Identify all lines in the listing that include the word "with", and copy them out.

RECORDS:
--- start ---
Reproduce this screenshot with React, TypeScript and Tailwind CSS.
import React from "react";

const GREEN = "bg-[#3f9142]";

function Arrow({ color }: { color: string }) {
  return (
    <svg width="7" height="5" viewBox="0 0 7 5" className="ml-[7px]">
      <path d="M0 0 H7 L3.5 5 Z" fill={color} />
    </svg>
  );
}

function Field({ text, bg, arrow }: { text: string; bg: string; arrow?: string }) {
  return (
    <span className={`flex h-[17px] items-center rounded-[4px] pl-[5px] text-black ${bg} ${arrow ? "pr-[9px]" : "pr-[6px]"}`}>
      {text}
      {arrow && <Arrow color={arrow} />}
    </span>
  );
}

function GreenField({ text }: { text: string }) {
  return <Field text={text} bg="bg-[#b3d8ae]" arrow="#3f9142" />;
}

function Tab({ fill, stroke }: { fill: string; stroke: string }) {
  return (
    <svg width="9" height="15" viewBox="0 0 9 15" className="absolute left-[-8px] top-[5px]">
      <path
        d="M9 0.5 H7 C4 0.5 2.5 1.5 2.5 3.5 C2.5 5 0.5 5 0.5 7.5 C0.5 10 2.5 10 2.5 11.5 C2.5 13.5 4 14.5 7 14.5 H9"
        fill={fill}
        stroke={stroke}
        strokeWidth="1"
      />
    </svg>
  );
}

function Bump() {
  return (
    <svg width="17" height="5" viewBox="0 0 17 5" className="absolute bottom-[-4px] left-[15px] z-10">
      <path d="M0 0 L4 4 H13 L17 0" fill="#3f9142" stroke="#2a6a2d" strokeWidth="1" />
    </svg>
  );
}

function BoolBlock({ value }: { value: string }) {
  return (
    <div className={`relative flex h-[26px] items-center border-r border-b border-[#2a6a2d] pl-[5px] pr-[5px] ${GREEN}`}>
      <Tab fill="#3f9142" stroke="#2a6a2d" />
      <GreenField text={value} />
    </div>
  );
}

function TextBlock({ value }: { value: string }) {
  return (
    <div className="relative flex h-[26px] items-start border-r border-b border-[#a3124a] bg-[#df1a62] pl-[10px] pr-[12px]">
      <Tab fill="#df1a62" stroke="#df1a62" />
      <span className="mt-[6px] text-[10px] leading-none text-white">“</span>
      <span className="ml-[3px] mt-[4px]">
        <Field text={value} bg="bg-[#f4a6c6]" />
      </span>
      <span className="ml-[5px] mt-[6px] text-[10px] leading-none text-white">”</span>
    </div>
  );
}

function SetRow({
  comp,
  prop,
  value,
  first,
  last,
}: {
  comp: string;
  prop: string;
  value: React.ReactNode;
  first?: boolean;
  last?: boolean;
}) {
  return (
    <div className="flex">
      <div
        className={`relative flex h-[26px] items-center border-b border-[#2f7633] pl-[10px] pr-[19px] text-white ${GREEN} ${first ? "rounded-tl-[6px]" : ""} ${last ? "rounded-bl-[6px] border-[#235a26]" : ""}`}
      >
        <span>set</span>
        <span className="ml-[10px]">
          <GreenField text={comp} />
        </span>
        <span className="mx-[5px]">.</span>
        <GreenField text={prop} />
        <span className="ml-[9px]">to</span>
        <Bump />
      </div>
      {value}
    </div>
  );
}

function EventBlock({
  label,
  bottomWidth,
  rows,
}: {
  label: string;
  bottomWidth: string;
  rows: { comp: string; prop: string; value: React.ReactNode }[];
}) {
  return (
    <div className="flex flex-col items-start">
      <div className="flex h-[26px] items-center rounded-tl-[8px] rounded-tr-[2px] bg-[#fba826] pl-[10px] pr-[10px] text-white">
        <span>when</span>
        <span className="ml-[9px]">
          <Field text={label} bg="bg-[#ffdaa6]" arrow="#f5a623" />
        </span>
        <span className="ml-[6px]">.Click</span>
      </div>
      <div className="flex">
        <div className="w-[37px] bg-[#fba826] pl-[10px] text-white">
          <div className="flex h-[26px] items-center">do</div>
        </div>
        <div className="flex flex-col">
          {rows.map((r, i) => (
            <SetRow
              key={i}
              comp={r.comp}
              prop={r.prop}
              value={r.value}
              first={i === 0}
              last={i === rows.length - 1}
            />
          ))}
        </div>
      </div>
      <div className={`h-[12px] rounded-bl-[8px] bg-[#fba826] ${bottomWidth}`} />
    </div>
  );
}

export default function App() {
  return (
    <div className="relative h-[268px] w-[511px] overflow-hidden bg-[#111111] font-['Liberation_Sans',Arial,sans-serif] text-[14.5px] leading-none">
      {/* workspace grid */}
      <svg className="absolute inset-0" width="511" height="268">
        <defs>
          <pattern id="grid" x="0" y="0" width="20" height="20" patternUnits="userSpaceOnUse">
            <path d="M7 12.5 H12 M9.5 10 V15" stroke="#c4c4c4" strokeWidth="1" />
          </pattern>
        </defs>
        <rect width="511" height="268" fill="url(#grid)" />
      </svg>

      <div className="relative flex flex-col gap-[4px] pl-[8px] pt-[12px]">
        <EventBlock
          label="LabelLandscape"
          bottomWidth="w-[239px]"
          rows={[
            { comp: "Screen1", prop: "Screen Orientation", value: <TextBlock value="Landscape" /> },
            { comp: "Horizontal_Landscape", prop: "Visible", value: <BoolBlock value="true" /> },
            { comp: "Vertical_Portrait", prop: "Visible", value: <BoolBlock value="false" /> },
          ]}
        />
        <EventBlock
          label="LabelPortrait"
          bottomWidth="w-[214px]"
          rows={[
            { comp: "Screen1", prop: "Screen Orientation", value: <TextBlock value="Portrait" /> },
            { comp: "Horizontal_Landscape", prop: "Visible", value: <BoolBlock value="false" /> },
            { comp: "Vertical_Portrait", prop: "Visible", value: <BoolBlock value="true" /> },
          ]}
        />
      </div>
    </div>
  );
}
--- end ---
--- start ---
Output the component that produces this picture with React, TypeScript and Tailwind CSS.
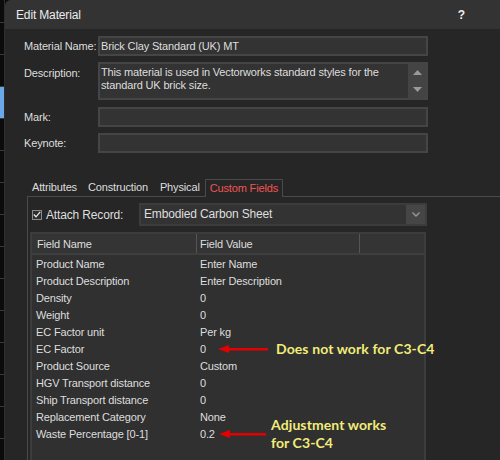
--- end ---
RESPONSE:
Reproduce this screenshot with React, TypeScript and Tailwind CSS.
Output the component that produces this picture with React, TypeScript and Tailwind CSS.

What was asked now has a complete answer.